** Start **

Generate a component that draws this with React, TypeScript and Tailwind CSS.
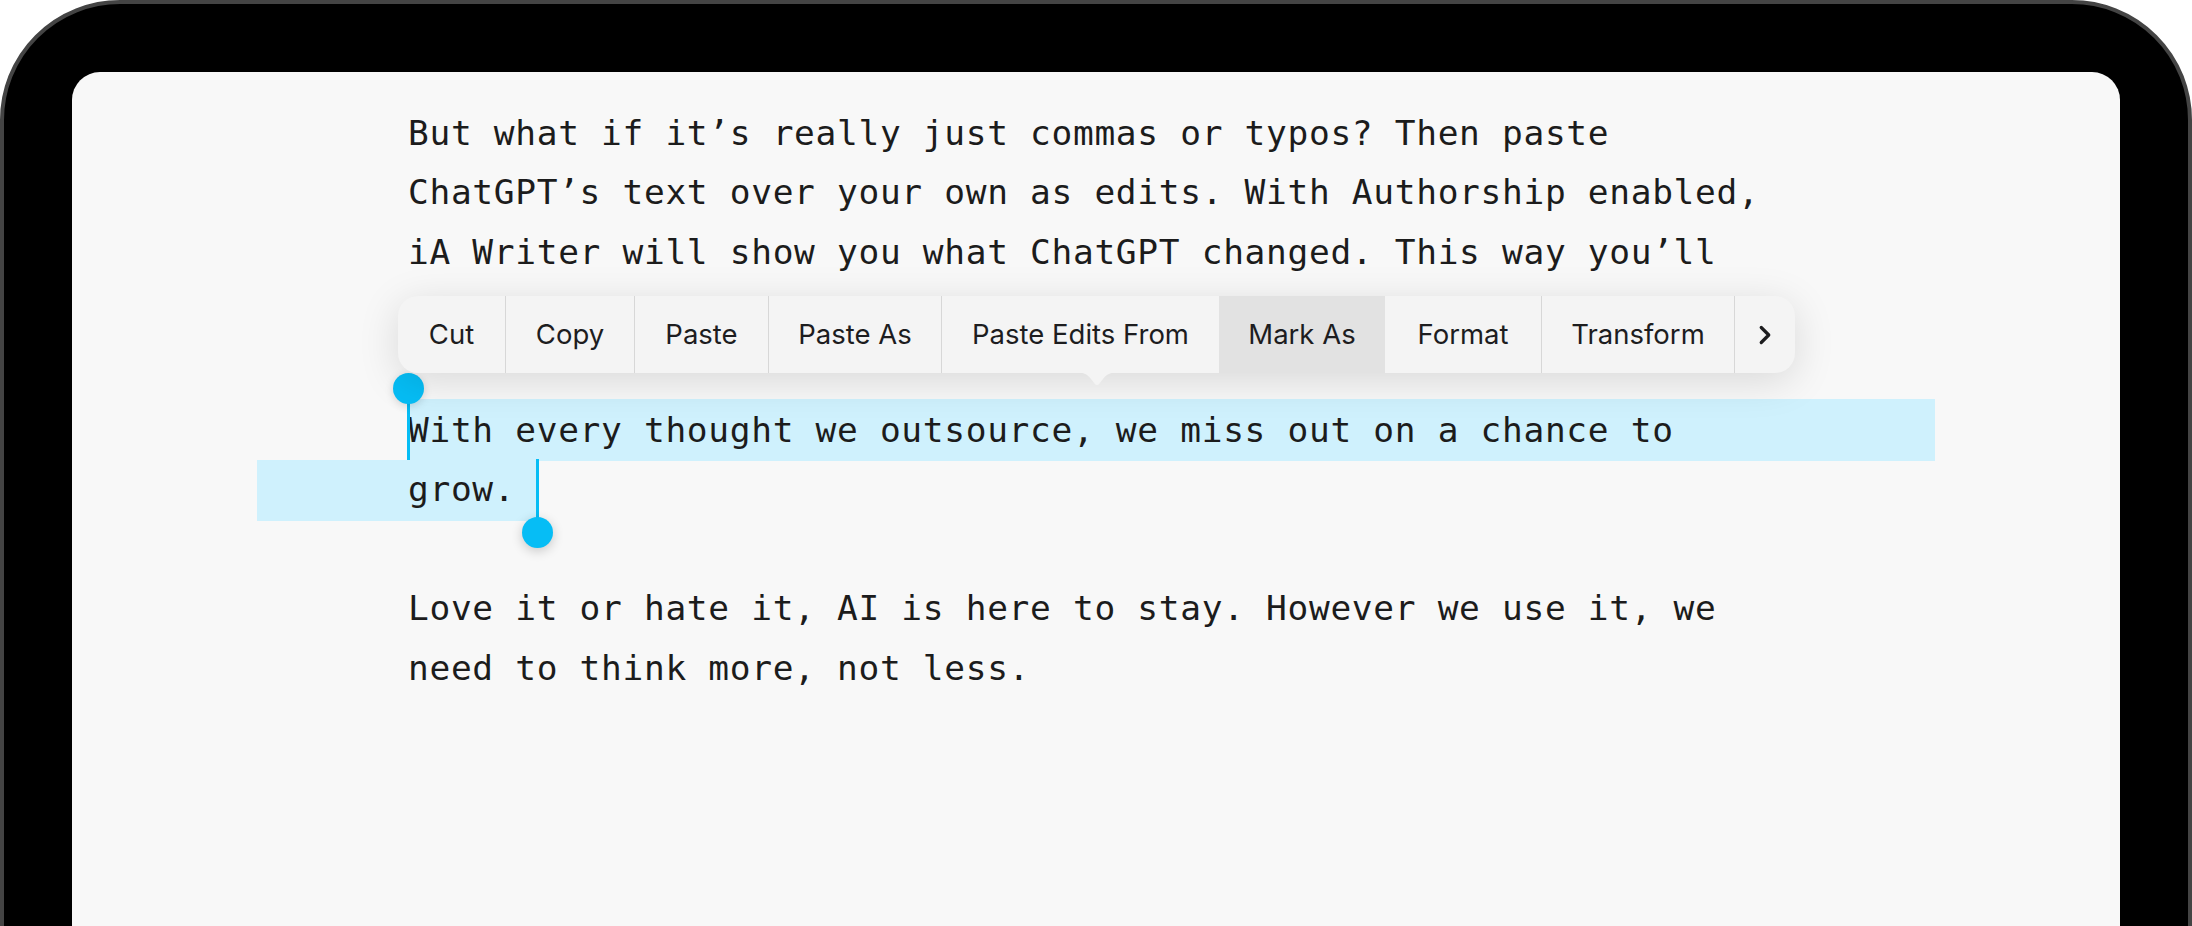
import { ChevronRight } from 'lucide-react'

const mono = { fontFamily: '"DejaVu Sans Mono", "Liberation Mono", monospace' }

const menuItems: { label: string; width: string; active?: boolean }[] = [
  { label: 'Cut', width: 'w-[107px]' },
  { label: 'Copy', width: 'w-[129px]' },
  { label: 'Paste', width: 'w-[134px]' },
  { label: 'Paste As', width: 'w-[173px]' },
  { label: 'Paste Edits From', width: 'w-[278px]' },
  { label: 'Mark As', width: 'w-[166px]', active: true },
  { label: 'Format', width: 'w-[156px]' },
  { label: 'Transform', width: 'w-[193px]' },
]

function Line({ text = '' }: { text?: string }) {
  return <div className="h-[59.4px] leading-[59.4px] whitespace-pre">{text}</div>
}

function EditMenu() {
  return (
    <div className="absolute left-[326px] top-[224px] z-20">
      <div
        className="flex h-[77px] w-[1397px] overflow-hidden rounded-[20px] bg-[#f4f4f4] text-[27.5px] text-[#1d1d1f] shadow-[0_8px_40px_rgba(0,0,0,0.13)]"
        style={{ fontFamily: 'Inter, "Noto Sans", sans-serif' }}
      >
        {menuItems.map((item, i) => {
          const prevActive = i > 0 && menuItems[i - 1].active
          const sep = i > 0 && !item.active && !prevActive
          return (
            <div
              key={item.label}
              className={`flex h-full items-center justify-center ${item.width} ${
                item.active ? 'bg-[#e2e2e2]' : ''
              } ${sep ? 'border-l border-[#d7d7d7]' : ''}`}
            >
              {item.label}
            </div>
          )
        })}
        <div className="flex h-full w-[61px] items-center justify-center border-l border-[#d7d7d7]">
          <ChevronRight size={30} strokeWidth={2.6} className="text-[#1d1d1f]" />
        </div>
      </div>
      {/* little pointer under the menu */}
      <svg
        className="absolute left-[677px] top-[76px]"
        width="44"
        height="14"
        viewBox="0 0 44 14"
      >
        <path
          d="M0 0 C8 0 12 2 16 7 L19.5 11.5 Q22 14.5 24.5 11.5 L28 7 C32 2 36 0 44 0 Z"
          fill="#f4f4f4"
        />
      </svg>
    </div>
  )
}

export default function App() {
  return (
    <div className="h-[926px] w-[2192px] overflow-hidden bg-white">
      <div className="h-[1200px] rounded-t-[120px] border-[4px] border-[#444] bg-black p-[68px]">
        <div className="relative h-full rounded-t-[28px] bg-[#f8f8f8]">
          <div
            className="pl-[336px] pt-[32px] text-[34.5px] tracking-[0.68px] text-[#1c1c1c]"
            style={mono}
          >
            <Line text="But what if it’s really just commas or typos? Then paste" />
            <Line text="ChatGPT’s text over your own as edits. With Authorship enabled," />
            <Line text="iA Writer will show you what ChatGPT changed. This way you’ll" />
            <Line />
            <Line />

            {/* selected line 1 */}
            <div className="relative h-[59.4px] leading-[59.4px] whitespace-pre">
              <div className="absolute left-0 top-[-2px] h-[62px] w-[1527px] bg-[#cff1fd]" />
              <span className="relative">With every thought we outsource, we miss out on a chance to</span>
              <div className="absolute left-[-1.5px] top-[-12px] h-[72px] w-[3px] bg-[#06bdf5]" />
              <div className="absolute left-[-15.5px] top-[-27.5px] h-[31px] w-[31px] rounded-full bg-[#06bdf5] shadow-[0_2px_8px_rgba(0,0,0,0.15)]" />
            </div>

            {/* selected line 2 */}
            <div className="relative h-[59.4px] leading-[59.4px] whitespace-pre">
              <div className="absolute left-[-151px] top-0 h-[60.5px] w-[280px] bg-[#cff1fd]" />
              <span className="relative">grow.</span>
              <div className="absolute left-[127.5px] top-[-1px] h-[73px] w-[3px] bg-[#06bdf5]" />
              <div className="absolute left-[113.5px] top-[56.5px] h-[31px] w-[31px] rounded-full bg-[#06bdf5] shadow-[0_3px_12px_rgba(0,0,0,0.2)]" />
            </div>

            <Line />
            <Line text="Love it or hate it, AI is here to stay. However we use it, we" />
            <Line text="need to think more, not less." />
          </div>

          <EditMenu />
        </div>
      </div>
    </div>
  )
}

** End **

WHAT IS ASKED. Without the pictures, repeat the listing above exactly.

WRITTEN ANSWER.
Generate a component that draws this with React, TypeScript and Tailwind CSS.
import { ChevronRight } from 'lucide-react'

const mono = { fontFamily: '"DejaVu Sans Mono", "Liberation Mono", monospace' }

const menuItems: { label: string; width: string; active?: boolean }[] = [
  { label: 'Cut', width: 'w-[107px]' },
  { label: 'Copy', width: 'w-[129px]' },
  { label: 'Paste', width: 'w-[134px]' },
  { label: 'Paste As', width: 'w-[173px]' },
  { label: 'Paste Edits From', width: 'w-[278px]' },
  { label: 'Mark As', width: 'w-[166px]', active: true },
  { label: 'Format', width: 'w-[156px]' },
  { label: 'Transform', width: 'w-[193px]' },
]

function Line({ text = '' }: { text?: string }) {
  return <div className="h-[59.4px] leading-[59.4px] whitespace-pre">{text}</div>
}

function EditMenu() {
  return (
    <div className="absolute left-[326px] top-[224px] z-20">
      <div
        className="flex h-[77px] w-[1397px] overflow-hidden rounded-[20px] bg-[#f4f4f4] text-[27.5px] text-[#1d1d1f] shadow-[0_8px_40px_rgba(0,0,0,0.13)]"
        style={{ fontFamily: 'Inter, "Noto Sans", sans-serif' }}
      >
        {menuItems.map((item, i) => {
          const prevActive = i > 0 && menuItems[i - 1].active
          const sep = i > 0 && !item.active && !prevActive
          return (
            <div
              key={item.label}
              className={`flex h-full items-center justify-center ${item.width} ${
                item.active ? 'bg-[#e2e2e2]' : ''
              } ${sep ? 'border-l border-[#d7d7d7]' : ''}`}
            >
              {item.label}
            </div>
          )
        })}
        <div className="flex h-full w-[61px] items-center justify-center border-l border-[#d7d7d7]">
          <ChevronRight size={30} strokeWidth={2.6} className="text-[#1d1d1f]" />
        </div>
      </div>
      {/* little pointer under the menu */}
      <svg
        className="absolute left-[677px] top-[76px]"
        width="44"
        height="14"
        viewBox="0 0 44 14"
      >
        <path
          d="M0 0 C8 0 12 2 16 7 L19.5 11.5 Q22 14.5 24.5 11.5 L28 7 C32 2 36 0 44 0 Z"
          fill="#f4f4f4"
        />
      </svg>
    </div>
  )
}

export default function App() {
  return (
    <div className="h-[926px] w-[2192px] overflow-hidden bg-white">
      <div className="h-[1200px] rounded-t-[120px] border-[4px] border-[#444] bg-black p-[68px]">
        <div className="relative h-full rounded-t-[28px] bg-[#f8f8f8]">
          <div
            className="pl-[336px] pt-[32px] text-[34.5px] tracking-[0.68px] text-[#1c1c1c]"
            style={mono}
          >
            <Line text="But what if it’s really just commas or typos? Then paste" />
            <Line text="ChatGPT’s text over your own as edits. With Authorship enabled," />
            <Line text="iA Writer will show you what ChatGPT changed. This way you’ll" />
            <Line />
            <Line />

            {/* selected line 1 */}
            <div className="relative h-[59.4px] leading-[59.4px] whitespace-pre">
              <div className="absolute left-0 top-[-2px] h-[62px] w-[1527px] bg-[#cff1fd]" />
              <span className="relative">With every thought we outsource, we miss out on a chance to</span>
              <div className="absolute left-[-1.5px] top-[-12px] h-[72px] w-[3px] bg-[#06bdf5]" />
              <div className="absolute left-[-15.5px] top-[-27.5px] h-[31px] w-[31px] rounded-full bg-[#06bdf5] shadow-[0_2px_8px_rgba(0,0,0,0.15)]" />
            </div>

            {/* selected line 2 */}
            <div className="relative h-[59.4px] leading-[59.4px] whitespace-pre">
              <div className="absolute left-[-151px] top-0 h-[60.5px] w-[280px] bg-[#cff1fd]" />
              <span className="relative">grow.</span>
              <div className="absolute left-[127.5px] top-[-1px] h-[73px] w-[3px] bg-[#06bdf5]" />
              <div className="absolute left-[113.5px] top-[56.5px] h-[31px] w-[31px] rounded-full bg-[#06bdf5] shadow-[0_3px_12px_rgba(0,0,0,0.2)]" />
            </div>

            <Line />
            <Line text="Love it or hate it, AI is here to stay. However we use it, we" />
            <Line text="need to think more, not less." />
          </div>

          <EditMenu />
        </div>
      </div>
    </div>
  )
}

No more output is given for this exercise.